From Senator Isakson’s press release:

The current location of the Camden County, Ga., airport has for years raised serious national security concerns given its proximity to Naval Submarine Base Kings Bay, which is home to the Ohio-class ballistic missile submarines, making the base a critical player in one-third of our strategic nuclear arsenal.

 Isakson’s amendment would provide for the move to be completed through coordination between the Georgia Department of Transportation, the Federal Aviation Administration and the Department of Defense, which has now signaled its willingness to assume a portion of the costs associated with the move.

The St. Marys Airport has been a trouble spot for years now. It is only one mile south of the naval base, which is home to submarines armed with thermonuclear weapons. After the September 11th terrorist attacks, the airport was temporarily closed by the FAA. It reopened in December 2001, but the Navy continued to press for its permanent closure. Navy officials were initially worried that a plane crash could disrupt operations, but later they became concerned with the growing number of skydivers that were landing at the base. In 2012, the Navy formally requested that the airport be moved.

While the cost of moving the airport may no longer be an important issue, St. Marys will likely face resistance on other fronts, particularly from environmental groups.
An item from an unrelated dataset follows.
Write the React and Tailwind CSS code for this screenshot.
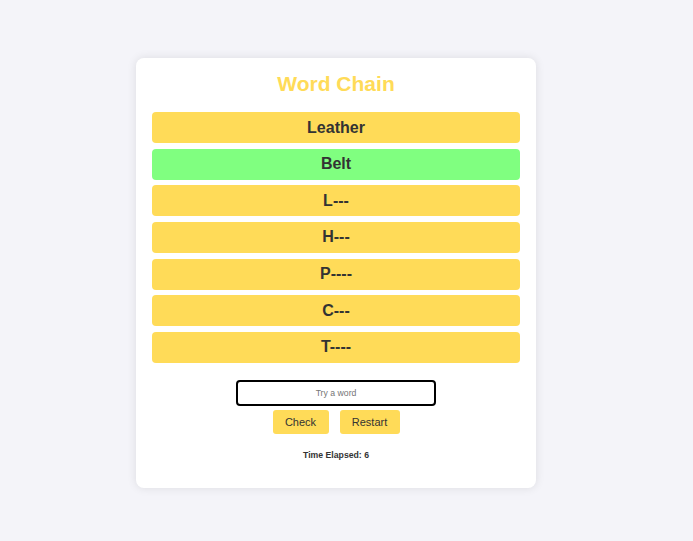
import { useState } from "react";

const words = [
  { text: "Leather", solved: false },
  { text: "Belt", solved: true },
  { text: "L---", solved: false },
  { text: "H---", solved: false },
  { text: "P----", solved: false },
  { text: "C---", solved: false },
  { text: "T----", solved: false },
];

const App = () => {
  const [guess, setGuess] = useState("");

  return (
    <div
      className="min-h-screen bg-[#f4f4f9] flex justify-center pt-[58px] pr-[21px]"
      style={{ fontFamily: '"Liberation Sans", Arial, sans-serif' }}
    >
      <div className="w-[400px] h-[430px] bg-white rounded-[8px] shadow-[0_0_10px_rgba(0,0,0,0.1)] px-4 pt-[14px] flex flex-col">
        {/* Title */}
        <h1 className="text-[21px] leading-[24px] font-bold text-[#ffdb58] text-center">
          Word Chain
        </h1>

        {/* Chain */}
        <div className="mt-[16px] flex flex-col gap-[5.67px]">
          {words.map((w, i) => (
            <div
              key={i}
              className={`h-[31px] rounded-[4px] flex items-center justify-center text-[16px] font-bold text-[#333] ${
                w.solved ? "bg-[#80ff80]" : "bg-[#ffdb58]"
              }`}
            >
              {w.text}
            </div>
          ))}
        </div>

        {/* Input + buttons */}
        <div className="mt-[17px] flex flex-col items-center">
          <input
            value={guess}
            onChange={(e) => setGuess(e.target.value)}
            placeholder="Try a word"
            className="w-[200px] h-[26px] border-2 border-black rounded-[4px] text-center text-[8.7px] text-[#333] placeholder:text-[#757575] outline-none"
          />
          <div className="mt-[4px] flex gap-[11px]">
            <button className="h-[24px] w-[56px] bg-[#ffdb58] rounded-[3px] text-[11px] text-[#333]">
              Check
            </button>
            <button className="h-[24px] w-[60px] bg-[#ffdb58] rounded-[3px] text-[11px] text-[#333]">
              Restart
            </button>
          </div>
          <p className="mt-[15px] text-[8.7px] font-bold text-[#333]">Time Elapsed: 6</p>
        </div>
      </div>
    </div>
  );
};

export default App;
In 2009, Satilla Riverkeeper and St. Marys Earthkeepers both opposed a proposed relocation site near Woodbine because it would have threatened wetlands and runoff into the Satilla River. Other proposed sites were OK’d by the environmental groups, but St. Marys would have had to use eminent domain to condemn the properties. City officials have been reluctant to do so in the past.

Senator Isakson’s amendment is just one of many being offered to the Senate version of the NDAA this week. The House passed its version of the NDAA in mid-May. Georgia Representative Buddy Carter (R) successfully offered a similar amendment that funds the airport relocation. Once the Senate passes its version of the NDAA, it will have to be reconciled with the House version and approved by President Obama. If the Isakson-Carter amendment survives, it will then fight for a place in the next defense appropriation bill which could be at the forefront of another 11th hour omnibus showdown before government spending dries up in late September.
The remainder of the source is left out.